Why I Started ‘Dark Is Divine’ To Fight Against ‘Colourism’ And Beauty Perceptions In Asia

Posted on October 20, 2014 in Body Image, Society, Taboos

By Fatima Lodhi:

Colourism, the most ignored -ism in Asia. It is one of the worst forms of discrimination and occurs where more preference is given to the lighter skin tones, and the darker skin tones are considered to be less appealing or presentable. And this discrimination is found between people belonging to the same race.

Photo Credit
Photo Credit

In the Asian region, countries like India, Pakistan, Philippines and Taiwan have been practicing colourism since decades. In Asia, the lives of people with dark complexion, especially girls, have been far worsened due to the attitudes of people. Women with darker skin tones face many issues in this society which doesn’t consider dark skin equal to white and believes in different beautifying products that promise to make you white, overnight. Even small kids are told not to play in the sun, else their skin will turn dark. It’s shocking to see the role of media in moulding a society that already discriminates against darker skin tones. Fairness cream advertisements are shown day and night on every single TV channel. These advertisements are trying to portray an image that acceptance is only given to those with fair skins and the dark ones are the loners; this has a huge psychological effect on people with darker skin tones. Above all, the attitudes of people make their lives miserable. Even the film industry casts people with darker skin tones for less important roles, and also, the financial and social status of a person shown, is based on the colour of their skins, giving elite roles to those with lighter skin tones.
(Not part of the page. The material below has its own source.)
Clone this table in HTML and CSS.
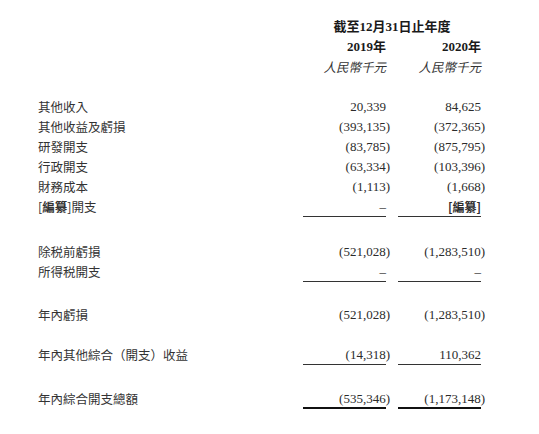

Why is being dark-skinned an oddity? Why can’t this society allow the darker ones to become comfortable in their own skins? How can we even imagine finding flaws or make fun of someone’s natural appearance?

Persons with darker skin tones, especially women, applying for front desk jobs such as receptionists, air hostesses, TV anchors etc. are told that they are not suitable for such jobs! And even if they are selected, they are asked to cover their faces with tons of makeup so that their actual complexion is not prominent. The “fairness craze” is increasing day by day. Girls and now boys as well, are responding to the global discrimination known as colourism by bleaching their skins, using fairness techniques such as laser treatments and more.

Since decades, fair skin is considered an ambassador of beauty. This perception has created social inequality and inferiority complexes amongst many. You can now easily find two to three factories of fairness products in every other city. The number of beauty salons promising to make you white with their facials and skin polishing techniques and that too with 50% discount schemes, are increasing like anything!

Well, I guess it’s not our fault, it’s just the way we have been brought up and taught at schools. Even in kindergarten, whenever a child is asked to draw a face and colour it, the teacher always gives them a peach crayon to colour the face and never a darker shade like brown or black. This is the first stage when a child develops a thought that the only colour that exists is white (peach). The so called friends at school/college start bullying the darker ones and call them names such as blackie, ugly duckling and what not!

Also, we have been listening to stories like snow white, sleeping beauty, Cinderella and other fairy tales in which the princesses are always white-skinned. These tales were always a discrimination against the darker skin tones and never allowed any dark girl to feel confident about the colour of her skin. What to talk of those mothers who are always in search of snow white daughter-in-laws for their sons and rejecting those with dark skins.

All of this pushed me to start an anti-colourism campaign to give confidence to those who have become victims of such discrimination. “Dark is Divine”, is a movement designed to ignite a conversation by, for and about persons, especially women, with dark complexion to effect positive change in the way dark people are reflected in Asian societies and in a broader sense, the Asian culture. “Dark is Divine” encourages men and women to characterize and promote a beauty standard that is a genuine reflection of their spirit. It also aims to rid the society of discriminatory mindsets and to prove that respect for all is important. We need to break down the so called beauty standards and work for a society that is inclusive and accommodating.

I believe that this campaign will help redefine the connotation of word “dark” and will bring sea of change in the thinking and the psyche of the general population in Asia as a whole with regards to colourism, so that there’s no discrimination in times to come.